Newton - lost in the arguments from both sides - took a hybrid approach to study the natural phenomenon. He first established axioms by careful experimentation and observations, and then he built on the mathematical principles already established to formalize those axioms based on deduction. This step-wise generalization of observed data resulted in Principia Mathematica, which gave us the three laws of motions, laid down the principles of gravitation. He then mathematically explained Kepler’s elliptical orbits with his inverse square law.
A valid criticism of Principia was that Newton explained the laws of forces through his own mathematical models, but he could not explain the reason behind the forces. To which Newton replied that he had intended to explain the operations of gravity, and not what enabled gravity. There was an admittance of ignorance, but there was a new idea, a new way to look at the world. It provided the us with new mathematical tools and models to observe the world and is accepted by many as the greatest scientific work to have been published. It was these structured principles deriving from the methods of induction and deduction that advanced the scientific progress and eventually changed the world.
We lack these structured principles in Deep Learning but then it is a very new field. However, with the current rate of progress in the field with the amount of research being done, it is not too soon to search for a Deep Learning Principia.
The need for guiding principles in Deep Learning
The ideas that form the backbone of Deep Learning are properly structured. The working mechanism of the training process is well understood. The mathematics is clearly defined for the neuron, the loss function, the matrix operations and the architectures that we deploy. But we cannot explain why Deep Neural Networks(DNN) work so well. There are vague ideas floating about, but there is no solid research to support evidence. As we go deeper into the architectures, we start losing the sense of whatever abstractions each layer learns, hence the term ‘Black Box’ is prominent in media reports of Deep Learning research.
This however, has not stopped the innovation in the field. Carlos E. Perez draws an analogy between Deep Learning and Alchemy, in the sense that Deep Learning innovation is the result of concocting DNN architectures, mixing them with different hyperparameters and applying various cost functions. He has written a bold post questioning the need for “Is Deep Learning Innovation Just Due to Brute Force?”. It goes to show, that most of the research is deduction based, trying to explain the workings of a model based on theories that we already know.
I have come to realize that we do not understand the flow of information through these Deep Neural Networks. We do not understand what’s happening to the information as it passes through various Neural Network architectures. We have a vague idea that hidden layers learn a concise representation of the information, but we do not know how many such layers are appropriate to model the information to suit our needs, and we do not know what kind of layer is needed to model this information.

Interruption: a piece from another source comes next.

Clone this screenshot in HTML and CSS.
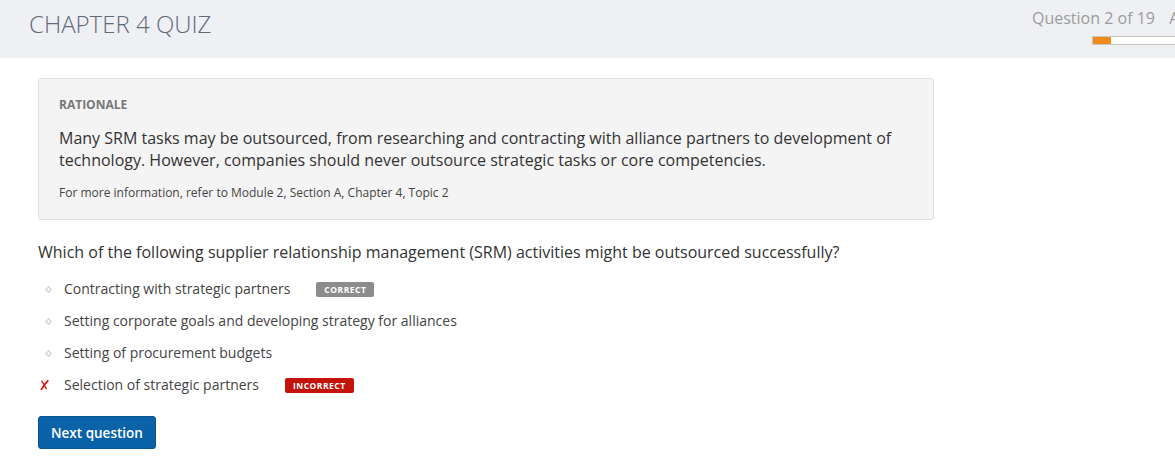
FILE: index.html
```html
<!DOCTYPE html>
<html lang="en">
<head>
<meta charset="utf-8">
<title>Chapter 4 Quiz</title>
<link rel="stylesheet" href="styles.css">
</head>
<body>
<header class="topbar">
  <h1 class="quiz-title">CHAPTER 4 QUIZ</h1>
  <div class="progress-area">
    <div class="progress-label">Question 2 of 19 <span class="cut">A</span></div>
    <div class="progress-track"><div class="progress-fill" style="width:18px"></div></div>
  </div>
</header>
<main class="content">
  <section class="rationale">
    <div class="rationale-head">RATIONALE</div>
    <p class="rationale-text">Many SRM tasks may be outsourced, from researching and contracting with alliance partners to development of technology. However, companies should never outsource strategic tasks or core competencies.</p>
    <p class="rationale-ref">For more information, refer to Module 2, Section A, Chapter 4, Topic 2</p>
  </section>
  <p class="question">Which of the following supplier relationship management (SRM) activities might be outsourced successfully?</p>
  <ul class="options">
    <li class="option">
      <span class="marker"><svg width="7" height="7" viewBox="0 0 7 7"><path d="M3.5 0.8 L6.2 3.5 L3.5 6.2 L0.8 3.5 Z" fill="none" stroke="#d0d0d0" stroke-width="1.3"/></svg></span>
      <span class="opt-text">Contracting with strategic partners</span>
      <span class="badge badge-correct">CORRECT</span>
    </li>
    <li class="option">
      <span class="marker"><svg width="7" height="7" viewBox="0 0 7 7"><path d="M3.5 0.8 L6.2 3.5 L3.5 6.2 L0.8 3.5 Z" fill="none" stroke="#d0d0d0" stroke-width="1.3"/></svg></span>
      <span class="opt-text">Setting corporate goals and developing strategy for alliances</span>
    </li>
    <li class="option">
      <span class="marker"><svg width="7" height="7" viewBox="0 0 7 7"><path d="M3.5 0.8 L6.2 3.5 L3.5 6.2 L0.8 3.5 Z" fill="none" stroke="#d0d0d0" stroke-width="1.3"/></svg></span>
      <span class="opt-text">Setting of procurement budgets</span>
    </li>
    <li class="option">
      <span class="marker marker-wrong"><svg width="9" height="10" viewBox="0 0 9 10"><path d="M7.8 0.8 C5.5 3 3.5 6 1.4 9.4" fill="none" stroke="#e0140c" stroke-width="1.8" stroke-linecap="round"/><path d="M1.8 1.2 C3.5 3.5 5 6 6.2 8.8" fill="none" stroke="#e0140c" stroke-width="1.4" stroke-linecap="round"/></svg></span>
      <span class="opt-text">Selection of strategic partners</span>
      <span class="badge badge-incorrect">INCORRECT</span>
    </li>
  </ul>
  <button class="next-btn" type="button">Next question</button>
</main>
</body>
</html>
```
FILE: styles.css
```css
html, body {
  margin: 0;
  padding: 0;
  background: #ffffff;
  font-family: "Open Sans", "Liberation Sans", sans-serif;
  overflow: hidden;
}

.topbar {
  display: flex;
  align-items: flex-start;
  height: 58px;
  background: #eff0f4;
  padding-left: 29px;
  overflow: hidden;
  box-sizing: border-box;
}

.quiz-title {
  margin: 7px 0 0 0;
  font-size: 24px;
  line-height: 33px;
  font-weight: 300;
  color: #5f6a78;
}

.progress-area {
  margin-left: auto;
  width: 143px;
  flex-shrink: 0;
  padding-top: 7px;
}

.progress-label {
  font-size: 16px;
  line-height: 22px;
  color: #9c9c9c;
  white-space: nowrap;
}

.progress-label .cut {
  margin-left: 10px;
}

.progress-track {
  margin-top: 7px;
  margin-left: 60px;
  width: 200px;
  height: 9px;
  box-sizing: border-box;
  border: 1px solid #c9c6c0;
  background: #ffffff;
}

.progress-fill {
  height: 100%;
  background: #f18a1c;
}

.content {
  padding: 20px 38px 0 38px;
}

.rationale {
  width: 896px;
  box-sizing: border-box;
  background: #f4f4f4;
  border: 1px solid #e0e0e0;
  border-radius: 3px;
  padding: 17px 20px 17px 20px;
}

.rationale-head {
  font-size: 12px;
  line-height: 18px;
  font-weight: 700;
  color: #777777;
}

.rationale-text {
  margin: 12.5px 0 0 0;
  font-size: 16px;
  line-height: 22px;
  color: #333333;
}

.rationale-ref {
  margin: 13.5px 0 0 0;
  font-size: 12px;
  line-height: 18px;
  color: #444444;
}

.question {
  margin: 21px 0 0 0;
  font-size: 16px;
  line-height: 22px;
  color: #333333;
}

.options {
  list-style: none;
  margin: 10px 0 0 0;
  padding: 0;
}

.option {
  display: flex;
  align-items: center;
  height: 32px;
  font-size: 14px;
  color: #444444;
}

.marker {
  width: 26px;
  display: flex;
  align-items: center;
  padding-left: 7px;
  box-sizing: border-box;
}

.marker-wrong {
  padding-left: 2px;
}

.opt-text {
  line-height: 32px;
}

.badge {
  display: inline-block;
  margin-left: 26px;
  height: 15px;
  line-height: 15px;
  padding: 0 8px;
  font-size: 8.5px;
  font-weight: 700;
  letter-spacing: 0.5px;
  color: #ffffff;
  border-radius: 2px;
}

.badge-correct {
  background: #8c8c8c;
}

.badge-incorrect {
  background: #c4140a;
}

.next-btn {
  margin-top: 15px;
  height: 33px;
  padding: 0 12px;
  background: #0a63a8;
  border: 1px solid #08558f;
  border-radius: 3px;
  color: #ffffff;
  font-family: "Open Sans", "Liberation Sans", sans-serif;
  font-size: 13.5px;
  font-weight: 600;
  cursor: pointer;
}
```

Many times I have read new research and wondered how the researchers designed a particular model. What thought process and what intuition, and most importantly, what mathematics? And the answer is almost always the same. They build upon their intuitions, and they try different architectures, choosing the ones that work the best. This naturally arises the doubt, can there be a better and a simpler model? Is it possible, that perhaps, we do not know enough about the information flow through these models, and thus we are limited by what we can design.
This shows the need for an inductive approach to bring out new ideas that define the mathematics of information flow, and one such paper that aims to do that is Strongly-Typed Recurrent Neural Networks.
Strongly-Typed Recurrent Neural Networks
This paper derives its ideas from physics and functional programming. In physics, we have the principle of homogeneity that constraints the operations between two quantities of different types. For example, you cannot add 27 Newtons of Force to 35 Kgs of mass.
Similarly, this paper explores the idea that perhaps information too is of different kinds, and changes its type as it flows through the Deep Neural Network. The authors have used beautiful phrasing:
"An exemplar is the system of measurement that has been carved out of nature by physicists. It prescribes units for expressing the readouts of standardized measuring devices (e.g. kelvin for thermometers and seconds for clocks) and rules for combining them."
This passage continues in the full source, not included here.